|
|
|
|
July 7,
2004 Commentary (mid-week edition)- Well, it
seems that the comments in my last commentary on program trading were quite
well received, if my 'e-mail indicator' is accurate at all. I guess there are
still quite a few mini traders out there after all. I must admit, the FX
trading has just been very, very good lately, and it's hard to find the
motivation to watch every tick of the mini day after day. (I know of several
traders who have now taken to staying up all night to trade FX, and I'm tossing
the idea around myself.) To get around some of the program trading noise I try to
really keep an eye out for the larger timeframe setups. When I see something on
the 13-minute chart I pay particular attention. This allows some of the 'noise'
to become small enough, on a relative scale, to not interfere as much with my
trading. Let's look at something I spotted on the ES 13-minute chart today. I
called this one live, in advance, in the chat room today.
The trend was clearly down, and I was looking
for a chance to get short. The ES was forming a nice ABCD pattern, with three
clear groupings, the outside two based on my favorite alternate ABCD setups,
the .886 and 1.128 alternates. There are a lot more numbers coming together in
these groupings than are clearly visible on the chart. But I also noticed
something else I wanted to focus on. Let's add that in.

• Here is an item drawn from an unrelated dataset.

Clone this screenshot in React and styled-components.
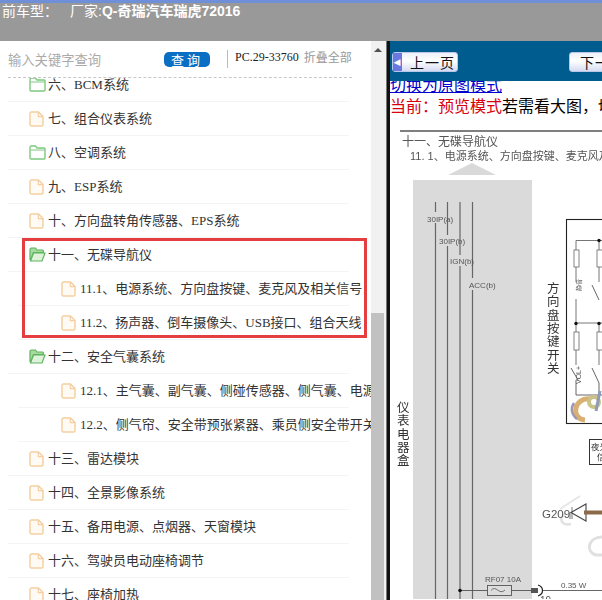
import React from 'react';
import styled, { createGlobalStyle } from 'styled-components';

const cjk = '"Liberation Serif", "Noto Sans CJK SC", serif';
const hei = '"Noto Sans CJK SC", "Liberation Sans", sans-serif';

const Global = createGlobalStyle`
  html, body { margin: 0; padding: 0; background: #fff; overflow: hidden; }
  * { box-sizing: border-box; }
`;

const Page = styled.div`
  width: 602px;
  height: 600px;
  display: flex;
  flex-direction: column;
  overflow: hidden;
`;

const TopBar = styled.div`
  height: 41px;
  flex: none;
  background: #999999;
  border-top: 3px solid #6f8fd8;
  padding: 0 0 0 2px;
  color: #fff;
  font: 14px/15px ${hei};
  white-space: nowrap;
  span { margin-left: 12px; font-family: "Liberation Sans", "Noto Sans CJK SC", sans-serif; }
  b { font-weight: 700; }
`;

const Main = styled.div`
  flex: 1;
  display: flex;
  min-height: 0;
`;

const LeftPane = styled.div`
  width: 371px;
  flex: none;
  display: flex;
  flex-direction: column;
  overflow: hidden;
  background: #fff;
`;

const SearchBar = styled.div`
  height: 37px;
  flex: none;
  margin: 0 19px 0 8px;
  border-bottom: 1px dashed #c8c8c8;
  display: flex;
  align-items: center;
  white-space: nowrap;
`;

const Keyword = styled.div`
  width: 156px;
  color: #aaa;
  font: 13.3px/16px ${hei};
  padding-top: 2px;
`;

const QueryButton = styled.div`
  width: 46px;
  height: 15px;
  border-radius: 5px;
  background: #0a6fc2;
  color: #fff;
  font: 13px/15px ${hei};
  letter-spacing: 3px;
  text-align: center;
`;

const Divider = styled.div`
  width: 1px;
  height: 18px;
  margin: 0 7px 0 17px;
  background: #bbb;
`;

const PartNo = styled.div`
  color: #222;
  font: 12px/14px "Liberation Serif", serif;
  margin-bottom: 4px;
`;

const Collapse = styled.div`
  color: #999;
  font: 12px/14px ${hei};
  margin: 0 0 4px 5px;
`;

const ListClip = styled.div`
  flex: 1;
  min-height: 0;
  overflow: hidden;
  position: relative;
`;

const List = styled.div`
  margin-top: -10px;
`;

const Row = styled.div`
  height: 34px;
  margin-left: ${p => (p.$sub ? '18px' : '8px')};
  width: ${p => (p.$sub ? '331px' : '341px')};
  padding-left: ${p => (p.$sub ? '43px' : '21px')};
  border-bottom: 1px solid #f4f4f4;
  display: flex;
  align-items: center;
  white-space: nowrap;
  color: #333;
  font: 13px/16px ${cjk};
`;

const IconBox = styled.span`
  width: 19px;
  height: 16px;
  flex: none;
  display: inline-flex;
  align-items: center;
`;

const Highlight = styled.div`
  position: absolute;
  left: 22px;
  top: 160px;
  width: 345px;
  height: 100px;
  border: 3px solid #e53e41;
`;

const Scrollbar = styled.div`
  width: 15px;
  flex: none;
  background: #f1f1f1;
  display: flex;
  flex-direction: column;
  justify-content: space-between;
`;

const ArrowUp = styled.div`
  width: 0;
  height: 0;
  margin: 7px 0 0 3px;
  border-left: 4px solid transparent;
  border-right: 4px solid transparent;
  border-bottom: 4px solid #505050;
`;

const Thumb = styled.div`
  width: 13px;
  height: 287px;
  background: #c1c1c1;
`;

const Splitter = styled.div`
  width: 4px;
  flex: none;
  background: #111;
  border-left: 1px solid #777;
`;

const RightPane = styled.div`
  flex: 1;
  min-width: 0;
  overflow: hidden;
  display: flex;
  flex-direction: column;
  background: #fff;
`;

const NavBar = styled.div`
  height: 40px;
  flex: none;
  background: #005b8e;
  padding: 11px 0 0 2px;
  display: flex;
  justify-content: space-between;
`;

const PageButton = styled.div`
  width: ${p => (p.$next ? '60px' : '66px')};
  height: 20px;
  flex: none;
  margin-right: ${p => (p.$next ? '-27px' : '0')};
  border: 1px solid #b9c8e6;
  border-radius: 3px;
  background: linear-gradient(#eef1fa, #ffffff 45%, #d5dcf2);
  color: #111;
  font: 14px/18px ${hei};
  letter-spacing: 1px;
  padding-left: ${p => (p.$next ? '10px' : '17px')};
  position: relative;
  white-space: nowrap;
`;

const BackMark = styled.i`
  position: absolute;
  left: 0;
  top: 0;
  width: 9px;
  height: 18px;
  background: #6a78e0;
  color: #fff;
  font: 700 9px/18px "DejaVu Sans", sans-serif;
  text-align: center;
`;

const ModeText = styled.div`
  flex: none;
  height: 40px;
  margin-top: 0;
  overflow: hidden;
  white-space: nowrap;
  font: 16px/21px ${hei};
  color: #000;
  border-bottom: 0;
  a { display: block; margin-top: -7px; color: #0000cc; text-decoration: underline; }
  em { font-style: normal; color: #d8000c; }
  hr { margin: 6px 0 0; border: 0; height: 1px; background: #999; }
`;

const Drawing = styled.svg`
  flex: none;
  width: 212px;
  height: 478px;
  display: block;
  filter: blur(0.35px);
  text { font-family: "Liberation Sans", "Noto Sans CJK SC", sans-serif; fill: #555; }
`;

function FolderClosed() {
  return (
    <svg width="17" height="15" viewBox="0 0 17 15">
      <path d="M1 13V2.5C1 1.7 1.6 1 2.4 1H6.5L8 3H15C15.6 3 16 3.5 16 4V13C16 13.6 15.6 14 15 14H2C1.4 14 1 13.6 1 13Z" fill="#fff" stroke="#7ec97e" strokeWidth="1.4" />
      <path d="M1.4 5H15.6" stroke="#7ec97e" strokeWidth="1" />
    </svg>
  );
}

function FolderOpen() {
  return (
    <svg width="17" height="15" viewBox="0 0 17 15">
      <path d="M1 13V2.5C1 1.7 1.6 1 2.4 1H6.5L8 3H13.5C14 3 14.4 3.4 14.4 4V5.5H4.5L1.5 13.6" fill="#a6dba0" stroke="#5fb35f" strokeWidth="1.2" />
      <path d="M1.5 14H13L16 6H4.5Z" fill="#dff3db" stroke="#5fb35f" strokeWidth="1.2" />
    </svg>
  );
}

function FileIcon() {
  return (
    <svg width="15" height="16" viewBox="0 0 15 16">
      <path d="M2.6 1H9.5L14 5.5V13.4C14 14.3 13.3 15 12.4 15H2.6C1.7 15 1 14.3 1 13.4V2.6C1 1.7 1.7 1 2.6 1Z" fill="#fffaf3" stroke="#f5cfa3" strokeWidth="1.5" />
      <path d="M9.3 1.2V5.6H13.8" fill="none" stroke="#f5cfa3" strokeWidth="1.2" />
    </svg>
  );
}

const rows = [
  { text: '六、BCM系统', icon: 'closed' },
  { text: '七、组合仪表系统' },
  { text: '八、空调系统', icon: 'closed' },
  { text: '九、ESP系统' },
  { text: '十、方向盘转角传感器、EPS系统' },
  { text: '十一、无碟导航仪', icon: 'open' },
  { text: '11.1、电源系统、方向盘按键、麦克风及相关信号', sub: true },
  { text: '11.2、扬声器、倒车摄像头、USB接口、组合天线', sub: true },
  { text: '十二、安全气囊系统', icon: 'open' },
  { text: '12.1、主气囊、副气囊、侧碰传感器、侧气囊、电源模块', sub: true },
  { text: '12.2、侧气帘、安全带预张紧器、乘员侧安全带开关', sub: true },
  { text: '十三、雷达模块' },
  { text: '十四、全景影像系统' },
  { text: '十五、备用电源、点烟器、天窗模块' },
  { text: '十六、驾驶员电动座椅调节' },
  { text: '十七、座椅加热' },
];

const icons = { closed: FolderClosed, open: FolderOpen };

function Schematic() {
  const wires = [
    [435.5, 203, 213], [435.5, 224, 600],
    [447.5, 203, 236], [447.5, 247, 600],
    [460, 203, 256], [460, 267, 600],
    [472.5, 203, 279], [472.5, 291, 600],
  ];
  return (
    <Drawing viewBox="390 122 212 478">
      <path d="M400 132H602" stroke="#555" strokeWidth="1.4" />
      <text x="402" y="147" fontSize="12">十一、无碟导航仪</text>
      <text x="410" y="161" fontSize="11">11. 1、电源系统、方向盘按键、麦克风及相关信号</text>

      <path d="M448 176L472 164L496 176Z" fill="#d9d9d9" />
      <rect x="413" y="181" width="119" height="419" fill="#dadada" />
      {wires.map(([x, y1, y2]) => (
        <path key={x + '-' + y1} d={`M${x} ${y1}V${y2}`} stroke="#666" strokeWidth="1.2" />
      ))}
      <text x="427" y="223" fontSize="8">30IP(a)</text>
      <text x="439" y="245" fontSize="8">30IP(b)</text>
      <text x="450" y="265" fontSize="8">IGN(b)</text>
      <text x="469" y="289" fontSize="8">ACC(b)</text>

      {'仪表电器盒'.split('').map((c, i) => (
        <text key={c} x="397" y={413 + i * 13.3} fontSize="12.5" style={{ fill: '#333' }}>{c}</text>
      ))}
      {'方向盘按键开关'.split('').map((c, i) => (
        <text key={c} x="547" y={294 + i * 13.3} fontSize="12.5" style={{ fill: '#333' }}>{c}</text>
      ))}

      <rect x="566.5" y="220.5" width="50" height="204" fill="#fff" stroke="#222" strokeWidth="1.1" />
      <path d="M576 241.5H610M576 241.5V251M576 268V283M576 300V324M576 324H610M576 324V333M576 351V366M599 241.5V251M599 268V283M599 324V333M599 351V366" stroke="#666" strokeWidth="0.9" fill="none" />
      <rect x="574" y="251" width="5" height="17" fill="#fff" stroke="#666" strokeWidth="0.8" />
      <rect x="597" y="251" width="6" height="17" fill="#fff" stroke="#666" strokeWidth="0.8" />
      <rect x="574" y="333" width="5" height="18" fill="#fff" stroke="#666" strokeWidth="0.8" />
      <rect x="597" y="333" width="6" height="18" fill="#fff" stroke="#666" strokeWidth="0.8" />
      <path d="M592 286L599 301M592 369L599 384M571 369L578 381M576 381V396M599 384V396M576 396H602" stroke="#555" strokeWidth="0.9" fill="none" />
      <circle cx="599" cy="241.5" r="1.7" fill="#111" />
      <circle cx="576" cy="324.5" r="1.7" fill="#111" />
      <circle cx="599" cy="324.5" r="1.7" fill="#111" />
      <text x="0" y="0" fontSize="7" transform="translate(581 385) rotate(-90)">VOL+</text>
      <text x="0" y="0" fontSize="6" transform="translate(581 292) rotate(-90)">静音</text>

      <path d="M590 400C574 398 570 420 585 421" fill="none" stroke="#d9b071" strokeWidth="5" />
      <path d="M574 404C570 410 572 416 577 420" fill="none" stroke="#9d97b5" strokeWidth="2.5" />
      <circle cx="594" cy="403" r="5" fill="none" stroke="#c9c38a" strokeWidth="4" />
      <path d="M600 392L596 412" stroke="#8e9cb8" strokeWidth="3" />

      <rect x="589.5" y="440.5" width="30" height="25" fill="#fff" stroke="#333" strokeWidth="1" />
      <text x="591" y="451" fontSize="8.5" style={{ fill: '#333' }}>夜光</text>
      <text x="597" y="461" fontSize="8.5" style={{ fill: '#333' }}>信</text>

      <path d="M560 510L580 497" stroke="#e6e6e6" strokeWidth="2" />
      <path d="M571 525C562 527 558 520 565 515" fill="none" stroke="#e2e2e2" strokeWidth="2.5" />
      <path d="M602 538C588 538 585 553 596 556H602" fill="none" stroke="#e0e0e0" strokeWidth="3" />
      <text x="542" y="519" fontSize="11.5">G209</text>
      <path d="M570 513V520M572 508V520" stroke="#555" strokeWidth="0.8" />
      <path d="M571 513.5L586 505V522Z" fill="#fff" stroke="#444" strokeWidth="1.1" />
      <path d="M584 513.5H602" stroke="#8a6a48" strokeWidth="4" />

      <text x="485" y="583" fontSize="8">RF07 10A</text>
      <text x="561" y="589" fontSize="8">0.35 W</text>
      <path d="M460 591.5H531M543 591.5H602" stroke="#555" strokeWidth="0.9" />
      <circle cx="460" cy="591.5" r="1.8" fill="#111" />
      <rect x="487.5" y="586.5" width="24" height="10" fill="#ddd" stroke="#555" strokeWidth="0.9" />
      <path d="M491 591.5C496 585 499 597 505 591" fill="none" stroke="#555" strokeWidth="0.8" />
      <rect x="531" y="589" width="7" height="5" fill="#555" />
      <path d="M538 586C544 588 544 595 538 597" fill="none" stroke="#222" strokeWidth="1.2" />
      <text x="540" y="605" fontSize="10">19</text>
    </Drawing>
  );
}

export default function App() {
  return (
    <Page>
      <Global />
      <TopBar>
        前车型：<span>厂家:<b>Q-奇瑞汽车瑞虎72016</b></span>
      </TopBar>
      <Main>
        <LeftPane>
          <SearchBar>
            <Keyword>输入关键字查询</Keyword>
            <QueryButton>查询</QueryButton>
            <Divider />
            <PartNo>PC.29-33760</PartNo>
            <Collapse>折叠全部</Collapse>
          </SearchBar>
          <ListClip>
            <List>
              {rows.map(row => {
                const Icon = icons[row.icon] || FileIcon;
                return (
                  <Row key={row.text} $sub={row.sub}>
                    <IconBox><Icon /></IconBox>
                    {row.text}
                  </Row>
                );
              })}
            </List>
            <Highlight />
          </ListClip>
        </LeftPane>
        <Scrollbar>
          <ArrowUp />
          <Thumb />
        </Scrollbar>
        <Splitter />
        <RightPane>
          <NavBar>
            <PageButton><BackMark>◀</BackMark>上一页</PageButton>
            <PageButton $next>下一页</PageButton>
          </NavBar>
          <ModeText>
            <a>切换为原图模式</a>
            <div><em>当前：预览模式</em>若需看大图，切换为原图模式</div>
            <hr />
          </ModeText>
          <Schematic />
        </RightPane>
      </Main>
    </Page>
  );
}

I noticed we had a really clearly defined
lower boundary to the trading from Thursday and Friday. I put on a horizontal
line for Thursday's low. It fell dead on the 1.000 grouping. I now knew the
area I wanted focus most strongly on. Understand, although I am watching three
distinct groupings here, these groupings are all still within under a two point
total range. This is a very tight area. What the 'layering' of the groupings is doing
for me is telling me the issue is behaving very 'harmonically' here. It has the
quality of 'harmonicity'. If you haven't read my free article with details on this,
please do. This 'harmonicity' increased my confidence to consider a trade in
this area. At this point I dropped down to the 3-minute chart to look for
entries, and I was also watching the 1-minute chart for behavior. Before I show
what happened, I'm going to ask a trivia question. I'm sure all my faithful
readers will get this one in two seconds flat. If you don't get it, you are
missing out on something that I find very useful. Okay, here it is: what
pattern is the arrow pointing to? It's a classic 4-Point Continuation Pattern,
developed exclusively at Kane Trading, and made available via an eArticle or in hard copy version. This one moved
17 points from point 4 of the pattern to the end of the run. It's an absolutely
fantastic pattern for my trading. Let's move on and see how the ES reacted to
the ABCD pattern/groupings.
The ES dropped like a rock right off the
focus area. I can't ask for more than this. This potential trade came right
near the end of the day. Since I don't personally like to hold futures like
this overnight, I closed out. I would not have closed out if the day weren't
over, as I expected this had more to give, and my trailing stops still had me
in most of the play. (As an aside, see any pattern in the action right before
the close?) But then something interesting happened. YHOO reported after the
bell, and the market didn't like it. I don't care what they reported, be it
better, equal, or worse than what was 'expected'. All I care about is how the
market is reacting. Let me cite a line from 'Reminiscences of a Stock Operator'
by Edwin Lefevre: "...any important piece of news given out between the closing of
one market and the opening of another is usually in harmony with the line of
least resistance." What direction is the flow here? Let's see what happened
after the bell. I'll show a 3-minute chart with the aftermarket data.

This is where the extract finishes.